O ponto alto da fala do general, na minha opinião, é sua crítica àqueles que ainda estão na Guerra Fria. Gente que luta contra o “comunismo” e defende a “liberdade”. Este pessoal saiu de alguma “máquina do tempo que certamente foi produzida em inglês. Quem faz parte de listas de e-mails ou grupos de redes sociais envolvendo soldados, sargentos ou mesmo oficiais de baixa patente do exército brasileiro se apavora com o conteúdo. Um misto de ignorância e paranoia que ainda não conseguiu chegar ao século XXI e que refletem o atraso de pensamento destas pessoas. Dizem que durante o período de Hitler na Alemanha, a palavra “Deutschland”, dita em voz alta nas ruas, provocava minutos de histeria fascista em público. Nestes grupos, escrever “Cuba”, “Che Guevara” ou “Lula” provoca uma profusão de ofensas e agressões vexatória. Isto apenas mostra que o general é ainda mais meritório por não se deixar levar pelo “humor” da tropa, por não “jogar para a torcida”.

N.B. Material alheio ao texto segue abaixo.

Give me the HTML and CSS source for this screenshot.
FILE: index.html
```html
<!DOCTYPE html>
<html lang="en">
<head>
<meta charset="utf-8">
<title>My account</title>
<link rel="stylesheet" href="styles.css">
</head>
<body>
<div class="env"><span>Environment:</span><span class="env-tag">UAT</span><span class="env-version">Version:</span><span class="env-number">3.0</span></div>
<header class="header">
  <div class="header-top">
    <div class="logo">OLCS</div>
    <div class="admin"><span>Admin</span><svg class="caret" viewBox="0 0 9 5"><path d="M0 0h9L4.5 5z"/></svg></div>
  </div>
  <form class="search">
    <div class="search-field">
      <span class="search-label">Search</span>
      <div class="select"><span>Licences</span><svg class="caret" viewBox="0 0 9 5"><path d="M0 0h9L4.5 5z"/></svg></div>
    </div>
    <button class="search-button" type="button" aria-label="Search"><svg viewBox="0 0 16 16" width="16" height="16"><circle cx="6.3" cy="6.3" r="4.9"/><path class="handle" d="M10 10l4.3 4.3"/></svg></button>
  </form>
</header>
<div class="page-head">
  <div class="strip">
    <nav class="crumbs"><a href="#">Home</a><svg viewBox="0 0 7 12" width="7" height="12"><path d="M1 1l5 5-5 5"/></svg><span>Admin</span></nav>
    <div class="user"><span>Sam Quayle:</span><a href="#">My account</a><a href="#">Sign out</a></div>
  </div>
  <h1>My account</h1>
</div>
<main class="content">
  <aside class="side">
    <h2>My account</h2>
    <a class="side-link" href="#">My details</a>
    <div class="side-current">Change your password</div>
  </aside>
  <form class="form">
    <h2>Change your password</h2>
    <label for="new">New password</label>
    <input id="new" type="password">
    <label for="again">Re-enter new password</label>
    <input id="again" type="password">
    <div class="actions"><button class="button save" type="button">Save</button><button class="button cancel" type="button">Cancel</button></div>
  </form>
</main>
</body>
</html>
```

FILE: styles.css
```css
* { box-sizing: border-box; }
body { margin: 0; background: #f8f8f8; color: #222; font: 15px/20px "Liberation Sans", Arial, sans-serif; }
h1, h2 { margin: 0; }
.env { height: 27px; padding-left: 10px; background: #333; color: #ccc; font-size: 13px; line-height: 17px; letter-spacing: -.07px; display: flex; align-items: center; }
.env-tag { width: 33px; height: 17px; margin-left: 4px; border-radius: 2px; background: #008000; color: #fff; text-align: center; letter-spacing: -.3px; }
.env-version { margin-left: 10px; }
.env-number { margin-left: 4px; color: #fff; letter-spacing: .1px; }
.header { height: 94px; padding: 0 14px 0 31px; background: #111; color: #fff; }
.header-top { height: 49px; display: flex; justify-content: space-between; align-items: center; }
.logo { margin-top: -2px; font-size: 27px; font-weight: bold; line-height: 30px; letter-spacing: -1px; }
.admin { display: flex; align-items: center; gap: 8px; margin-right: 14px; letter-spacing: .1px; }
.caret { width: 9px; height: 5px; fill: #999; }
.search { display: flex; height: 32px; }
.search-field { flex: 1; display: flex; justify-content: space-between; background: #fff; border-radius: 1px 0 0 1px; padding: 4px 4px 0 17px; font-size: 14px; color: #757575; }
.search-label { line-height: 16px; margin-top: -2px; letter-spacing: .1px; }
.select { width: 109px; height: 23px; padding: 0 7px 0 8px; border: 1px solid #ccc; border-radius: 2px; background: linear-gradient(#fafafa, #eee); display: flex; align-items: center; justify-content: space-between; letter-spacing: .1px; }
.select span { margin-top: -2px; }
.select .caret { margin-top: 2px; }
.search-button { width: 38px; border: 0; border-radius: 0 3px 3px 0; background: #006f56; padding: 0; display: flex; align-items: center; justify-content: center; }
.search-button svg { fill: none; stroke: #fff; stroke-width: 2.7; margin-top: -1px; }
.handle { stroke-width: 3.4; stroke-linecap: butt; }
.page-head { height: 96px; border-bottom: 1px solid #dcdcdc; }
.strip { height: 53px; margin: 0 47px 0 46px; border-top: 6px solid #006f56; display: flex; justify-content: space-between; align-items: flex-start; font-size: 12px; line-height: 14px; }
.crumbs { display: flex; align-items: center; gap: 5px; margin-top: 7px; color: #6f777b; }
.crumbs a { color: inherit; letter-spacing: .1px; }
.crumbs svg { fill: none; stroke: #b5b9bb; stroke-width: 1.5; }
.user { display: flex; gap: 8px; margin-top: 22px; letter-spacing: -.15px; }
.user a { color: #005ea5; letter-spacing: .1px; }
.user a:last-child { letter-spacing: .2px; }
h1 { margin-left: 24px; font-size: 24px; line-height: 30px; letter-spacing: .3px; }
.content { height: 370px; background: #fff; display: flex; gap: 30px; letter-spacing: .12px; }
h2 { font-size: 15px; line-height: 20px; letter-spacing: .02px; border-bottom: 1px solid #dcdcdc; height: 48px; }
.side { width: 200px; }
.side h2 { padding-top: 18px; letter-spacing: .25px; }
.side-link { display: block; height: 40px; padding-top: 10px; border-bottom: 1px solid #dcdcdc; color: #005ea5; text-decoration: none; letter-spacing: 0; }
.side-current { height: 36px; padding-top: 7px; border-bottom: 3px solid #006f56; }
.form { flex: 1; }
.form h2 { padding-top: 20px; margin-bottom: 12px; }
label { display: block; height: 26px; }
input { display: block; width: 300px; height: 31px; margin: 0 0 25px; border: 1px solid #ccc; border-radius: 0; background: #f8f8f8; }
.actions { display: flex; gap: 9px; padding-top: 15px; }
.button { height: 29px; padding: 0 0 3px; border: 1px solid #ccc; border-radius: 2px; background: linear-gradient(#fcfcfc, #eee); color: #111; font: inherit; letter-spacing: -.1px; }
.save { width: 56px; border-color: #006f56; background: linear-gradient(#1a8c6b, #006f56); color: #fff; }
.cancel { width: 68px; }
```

Villas Boas demonstra uma posição crítica e nacionalista sem cair no histerismo ufanista que durante tanto tempo caracterizou o exército brasileiro. Herança da “Escola das Américas” e do golpe de 1964. Como comandante militar da Amazônia que foi, o chefe das forças armadas brasileiras tem um “pé atrás” com ONGs, especialmente estrangeiras. Desconfiança que a esquerda responsável também partilha. O general reproduz um certo “senso comum” sobre ONGs que defendem as demarcações indígenas, mas isto não tira o acerto de sua postura. Uma das coisas mais importantes para o Brasil hoje seria uma legislação mais dura e de maior controle sobre ONGs e Think Tanks. Nisto seria proveitoso nos espelharmos nos EUA. A facilidade com que estas organizações atuam e são financiadas no Brasil é alarmante. Algumas acusadas de biopirataria, de tráfico de animais, de serem postos avançados de empresas estrangeiras, manipularem processos políticos e etc., e que continuam operando em nosso país.
Há uma boa discussão a ser feita sobre o modelo de inserção da Amazônia no país. Todavia, o general precisa e tem bagagem para ser ouvido. A ideia dele de que o “desenvolvimento” ajudaria a “proteger” a natureza ou mesmo a sua posição de que os índios são os “principais prejudicados” dentro do modelo de ação do governo para a região precisam ser aprofundadas e questionadas para chegarmos a uma postura mais sólida a respeito da afirmação de que a Amazônia valeria cerca de 23 trilhões de reais. A ideia de Temer de vender terras a estrangeiros certamente namora com este número. É mais uma das inúmeras péssimas iniciativas que o “staff” do vice-presidente tem colocado em votação.
Se, por um lado, sabemos que, para um país que não consegue disciplinar seus policiais a não matarem ou torturem seus cidadãos e que não consegue chegar a um consenso sobre a necessidade da participação popular para o retorno da democracia, exigir um “plano de inserção” para a região amazônica soa distante e quase infactível. Por outro, lado saber que existe um militar da capacidade e conhecimento de Villas Boas no comando do Exército é um alívio em tempos tão bicudos.
Durante o período da ditadura civil militar (64-85), a intelectualidade civil apelidou a “linha castelista” do exército de “pessoal da Sorbonne”. A fina ironia desnudava a total falta de capacidade técnica e conhecimento que era característica dos oficiais “de caserna” da “linha dura”. A comparação entre estes dois grupos de militares, mostrava a “linha dura” claramente despreparada para outra função que não a militar. Assim, o grupo apoiador do general Castelo Branco destacava-se do anterior de forma tão evidente que – ironicamente – parecia que eram oriundos da “Sorbonne”, a universidade ícone da intelectualidade ocidental da época. Pode-se dizer que hoje nosso general comandante tem um pensamento mais progressista, sólido e acurado que qualquer dos “notáveis” que nos governam por indicação de Temer. Em tempos em que o Papa é mais progressista que roqueiros brasileiros da década de 80, Villas Boas faz história.